I recently had the opportunity to tour an industrial scale composting operation. I am a huge compost geek so I was pretty excited. I've seen a lot of piles in my day, but nothing like this. This facility, Community Recycling (a division of Crown Disposal), processes food scraps and organic wastes from most of the major grocery store chains in Southern California. They also collect food scraps from restaurants and other food vendors in the region as well as operate a recycling facility for metals, plastics, wood, paper, yard trimmings and anything else they can find a market for or a way to keep out of the landfill. I must say it was pretty impressive. But the most exciting part of course was the compost.
There were literally mountains of compost called windrows in rows perhaps twenty feet high by several hundred feet long. It's a large scale operation with not just one windrow but dozens of them. And this is all stuff that otherwise would end up in landfills. Of course we should be composting all of our organic wastes close to home, but the sad truth is that a lot of this lovely organic material gets thrown away instead of returned to the earth. So I am glad that enterprises such as this exist.

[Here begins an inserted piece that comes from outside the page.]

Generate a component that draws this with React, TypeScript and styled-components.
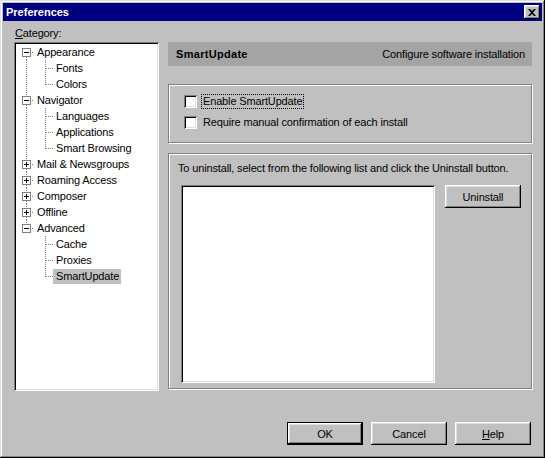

When vegetables are going to go bad at the grocery store, they get tossed in a bin bound for these vast fields of degrading organic matter. The interesting part is that they get tossed in, plastic and all. There are bagged carrots, bagged salad mixes, plastic wrapped heads of cauliflower, all together. The compost windrows are just littered with plastic as you can see. Nothing like my backyard compost, where I would never allow any plastic or so much as a stray rubber band. On a commercial scale, they find it easier to sort the plastic out at the end of the composting process. Just how they do that, they won't say--apparently it's proprietary. But we got to drive around the hundreds of acres of compost and see the process for ourselves, start to finish. [Mr. Homegrown here: plastic combined with organics is one of the big problems in the world of municipal waste.]
The food waste is blended with wood chips or wood 'fines' as needed. Huge windrow machines straddle and churn the piles. They look like something out of Star Wars. Several months later the finished compost is sold to farmers. Community Recycling is a totally vertically integrated operation so of course they farm a little too--organic almonds, some row crops and some forage crops. That way, if they have too much compost on their hands at one time, they can always put it on their own land. The soil looked pretty good to me. I got to traipse around and get my hands in the earth. They also raise wild turkeys and other native birds to be released into the wild. It is part of a habitat and wildlife restoration project they are involved in.
This was better than any amusement park I've ever been too. I mean, they have compost, weird looking wild animals- yes, turkeys are very weird looking, organic almonds, a recycling facility and did I mention the mountains of compost? I'm pictured below, the happy queen of the compost heap.